Namun, ia mengingatkan bahwa imbal hasil tinggi juga diikuti risiko gagal bayar yang besar, sehingga regulasi dan transparansi menjadi kunci.

Baca Juga: Usut Kartel Bunga Pindar, Pakar Nilai KPPU Tak Mihak Kepentingan Konsumen

Dyah Ayu, Peneliti Ekonomi CELIOS, menambahkan bahwa regulasi yang lebih hati-hati dalam menetapkan suku bunga akan menjaga keberlanjutan sektor P2P lending, sambil tetap memperhatikan keseimbangan antara perlindungan bagi konsumen dan daya tarik
bagi investor.

“Diharapkan adanya penetapan suku bunga berbasiskan risiko yang adil bagi lender dan borrower, serta memastikan kepastian dan transparansi suku bunga bagi platform melalui evaluasi berkala,” ujarnya.

Dyah mengatakan, pemerintah perlu mengambil langkah komprehensif yang menjamin keberlanjutan ekosistem pindar dengan memitigasi risiko di sisi lender dan platform. Misalnya, melalui penguatan Pokja Pinjaman Daring dalam pemberantasan pinjol ilegal, menangani isu gagal bayar (galbay) dengan membuat pedoman serta mencegah fraud dari kehadiran komunitas maupun joki galbay.

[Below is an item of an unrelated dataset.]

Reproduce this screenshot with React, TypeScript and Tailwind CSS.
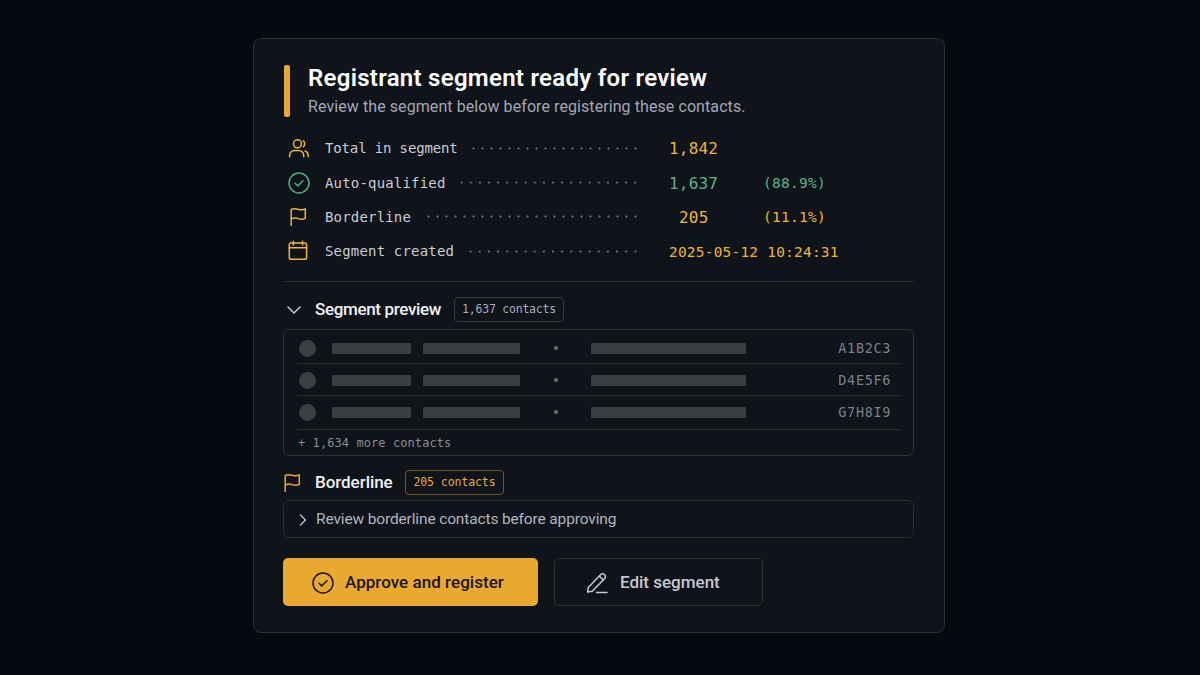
import type { ReactNode } from 'react';

interface IconProps {
  className?: string;
}

function UsersIcon({ className }: IconProps) {
  return (
    <svg className={className} fill="none" stroke="currentColor" strokeWidth={1.5} strokeLinecap="round" viewBox="0 0 24 24">
      <circle cx="10.5" cy="7.8" r="4" />
      <path d="M2.6 20.8v-1.3a4.9 4.9 0 0 1 4.9-4.9h4.3a4.9 4.9 0 0 1 4.9 4.9v1.3" />
      <path d="M16.2 4.900a3.6 3.6 0 0 1 0 5.9M18 15a4.6 4.6 0 0 1 3.2 4.2v1.6" />
    </svg>
  );
}

function CheckCircleIcon({ className }: IconProps) {
  return (
    <svg className={className} fill="none" stroke="currentColor" strokeWidth={1.5} strokeLinecap="round" strokeLinejoin="round" viewBox="0 0 24 24">
      <circle cx="12" cy="12" r="10" />
      <path d="M8 12.2l2.8 2.7 5.2-5.2" />
    </svg>
  );
}

function FlagIcon({ className }: IconProps) {
  return (
    <svg className={className} fill="none" stroke="currentColor" strokeWidth={1.5} strokeLinecap="round" strokeLinejoin="round" viewBox="0 0 24 24">
      <path d="M4.2 20.6V4.5c2.3-1.3 4.6-1 6.8-.3s4.6.9 7.3-.3v9.5c-2.7 1.2-5.1 1-7.3.2s-4.500-.7-6.800.5" />
    </svg>
  );
}

function CalendarIcon({ className }: IconProps) {
  return (
    <svg className={className} fill="none" stroke="currentColor" strokeWidth={1.5} strokeLinecap="round" strokeLinejoin="round" viewBox="0 0 24 24">
      <rect x="2.3" y="4" width="17.3" height="16.3" rx="1.8" />
      <path d="M2.3 8.8h17.3M6.4 2.3v3.6M15.5 2.3v3.6" />
    </svg>
  );
}

function PencilIcon({ className }: IconProps) {
  return (
    <svg className={className} fill="none" stroke="currentColor" strokeWidth={1.5} strokeLinecap="round" strokeLinejoin="round" viewBox="0 0 24 24">
      <path d="M2.6 21l.7-4.6L15.8 3.500a2.5 2.5 0 0 1 3.6 0l.3.300a2.5 2.5 0 0 1 0 3.6L7.2 20.200z" />
      <path d="M14.3 5.1l3.9 3.9" />
      <path d="M11.5 21.5h10.5" />
    </svg>
  );
}

interface StatRowProps {
  icon: ReactNode;
  label: ReactNode;
  leader: string;
  children: ReactNode;
}

function StatRow({ icon, label, leader, children }: StatRowProps) {
  return (
    <div className="h-[34.4px] flex items-center">
      <div className="w-[38px] ml-1 shrink-0">{icon}</div>
      <div className="w-[315px] flex items-center shrink-0">
        <span className="text-sm tracking-[0.18px] text-[#c9cdd4] whitespace-nowrap">{label}</span>
        <span
          className={`h-[9px] ml-auto bg-[radial-gradient(circle,#66696e_0.7px,transparent_1.5px)] bg-[length:9px_9px] bg-repeat-round ${leader}`}
        />
      </div>
      <div className="ml-[29px] pt-0.5 flex items-center whitespace-nowrap">{children}</div>
    </div>
  );
}

interface ContactRowProps {
  code: string;
  className: string;
}

function ContactRow({ code, className }: ContactRowProps) {
  return (
    <div className={`flex items-center border-b border-[#2a2d30] ${className}`}>
      <span className="size-[17px] ml-0.5 rounded-full bg-[#3c3f43]" />
      <span className="w-[79px] h-[11px] ml-4 rounded-[1px] bg-[#3a3d40]" />
      <span className="w-[97px] h-[11px] ml-3 rounded-[1px] bg-[#3a3d40]" />
      <span className="size-1 ml-[34px] rounded-full bg-[#6f7276]" />
      <span className="w-[155px] h-[11px] ml-[33px] rounded-[1px] bg-[#3a3d40]" />
      <span className="ml-auto mr-[9px] pt-px text-[13.5px] tracking-[0.65px] text-[#7c8089]">{code}</span>
    </div>
  );
}

const contacts = [
  { code: 'A1B2C3', className: 'h-[34px] pt-[3px]' },
  { code: 'D4E5F6', className: 'h-8 pt-px' },
  { code: 'G7H8I9', className: 'h-[34px] pb-px' },
];

export default function App() {
  return (
    <div className="h-screen overflow-hidden flex items-start justify-center pt-[38px] pr-0.5 bg-[#060910] font-['Roboto',sans-serif]">
      <div className="w-[692px] h-[595px] flex flex-col pl-[29px] pr-[30px] pt-[26px] rounded-lg border border-[#2d3033] bg-[#0f131a]">
        {/* Header */}
        <div className="h-[52px] flex shrink-0">
          <div className="w-1.5 ml-px rounded-[2px] bg-[#e9a92f]" />
          <div className="ml-[18px]">
            <h1 className="text-2xl leading-[26px] font-semibold tracking-[0.28px] text-white whitespace-nowrap">
              Registrant segment ready for review
            </h1>
            <p className="mt-1 text-base leading-[23px] tracking-[0.08px] text-[#a3a8b3] whitespace-nowrap">
              Review the segment below before registering these contacts.
            </p>
          </div>
        </div>

        {/* Stats */}
        <div className="h-[151px] mt-3.5 border-b border-[#2a2d30] shrink-0 font-['DejaVu_Sans_Mono',monospace] text-[#edb43c]">
          <StatRow
            icon={<UsersIcon className="size-6" />}
            label={<span className="tracking-[-0.14px]">Total in segment</span>}
            leader="w-[171px]"
          >
            <span className="text-base tracking-[0.2px]">1,842</span>
          </StatRow>
          <StatRow icon={<CheckCircleIcon className="size-6 text-[#4fae7c]" />} label="Auto-qualified" leader="w-[183px]">
            <span className="w-[94px] text-base tracking-[0.2px] text-[#58b685]">1,637</span>
            <span className="text-[14.5px] tracking-[0.27px] text-[#58b685]">(88.9%)</span>
          </StatRow>
          <StatRow icon={<FlagIcon className="size-6" />} label="Borderline" leader="w-[216px]">
            <span className="w-[94px] pl-2.5 text-base tracking-[0.2px]">205</span>
            <span className="text-[14.5px] tracking-[0.27px]">(11.1%)</span>
          </StatRow>
          <StatRow icon={<CalendarIcon className="size-6" />} label="Segment created" leader="w-[174px]">
            <span className="pt-px text-[14.5px] tracking-[0.2px]">2025-05-12 10:24:31</span>
          </StatRow>
        </div>

        {/* Segment preview */}
        <div className="h-[25px] mt-[15px] flex items-center shrink-0">
          <svg className="w-3.5 h-2 ml-1 text-[#c5c8ce]" fill="none" stroke="currentColor" strokeWidth={1.5} strokeLinecap="round" strokeLinejoin="round" viewBox="0 0 14 8">
            <path d="M1 1l6 6 6-6" />
          </svg>
          <h2 className="w-[139px] ml-3.5 text-[17px] font-medium tracking-[-0.34px] text-[#f1f2f4] whitespace-nowrap">
            Segment preview
          </h2>
          <span className="w-[110px] h-[25px] flex items-center justify-center rounded border border-[#35383c] font-['DejaVu_Sans_Mono',monospace] text-[11.5px] leading-[23px] tracking-[-0.22px] text-[#a9adb6] whitespace-nowrap">
            1,637 contacts
          </span>
        </div>
        <div className="h-[127px] mt-[7px] px-[13px] rounded-md border border-[#303336] shrink-0 font-['DejaVu_Sans_Mono',monospace]">
          {contacts.map((contact) => (
            <ContactRow key={contact.code} {...contact} />
          ))}
          <p className="pl-px text-xs leading-[26px] tracking-[0.08px] text-[#888c94]">+ 1,634 more contacts</p>
        </div>

        {/* Borderline */}
        <div className="h-[25px] mt-3.5 flex items-center shrink-0">
          <FlagIcon className="size-6 -ml-[2.5px] text-[#e9a92f]" />
          <h2 className="w-[90px] ml-[10.5px] text-[17px] font-medium tracking-[-0.05px] text-[#f1f2f4]">Borderline</h2>
          <span className="w-[99px] h-[25px] flex items-center justify-center rounded border border-[#735720] font-['DejaVu_Sans_Mono',monospace] text-[11.5px] leading-[23px] tracking-[-0.08px] text-[#e9ac38] whitespace-nowrap">
            205 contacts
          </span>
        </div>
        <button className="h-[38px] mt-[5px] pt-px flex items-center rounded-md border border-[#292c30] text-[15.5px] tracking-[-0.14px] text-[#b0b5bf] shrink-0">
          <svg className="w-2 h-3 ml-[15px] mr-[9px]" fill="none" stroke="currentColor" strokeWidth={1.5} strokeLinecap="round" strokeLinejoin="round" viewBox="0 0 8 12">
            <path d="M1.500 1l5 5-5 5" />
          </svg>
          Review borderline contacts before approving
        </button>

        {/* Actions */}
        <div className="mt-5 flex gap-4">
          <button className="w-[255px] h-12 pt-px pl-[27.5px] flex items-center rounded-[5px] bg-[#e9a92f] text-[17px] font-medium tracking-[0.04px] text-[#1a1408]">
            <CheckCircleIcon className="size-6 mr-[10.5px]" />
            Approve and register
          </button>
          <button className="w-[209px] h-12 pt-px pl-[30px] flex items-center rounded-[5px] border border-[#2b2e32] text-[17px] font-medium text-[#c5c9d3]">
            <PencilIcon className="size-6 mr-[11px]" />
            Edit segment
          </button>
        </div>
      </div>
    </div>
  );
}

“Dengan demikian, industri pindar dapat tumbuh sehat, lender percaya, platform berinovasi, dan borrower terhindar dari praktik pinjaman yang merugikan”, tambahnya.

Selain itu, di balik potensi besar yang ditawarkan oleh pinjaman daring, perlu adanya perhatian khusus terhadap literasi keuangan di masyarakat.

"Peningkatan literasi keuangan menjadi kunci agar konsumen dapat membuat keputusan finansial yang lebih baik dan mengurangi risiko terjebak dalam utang yang berlebihan," ujar Dyah.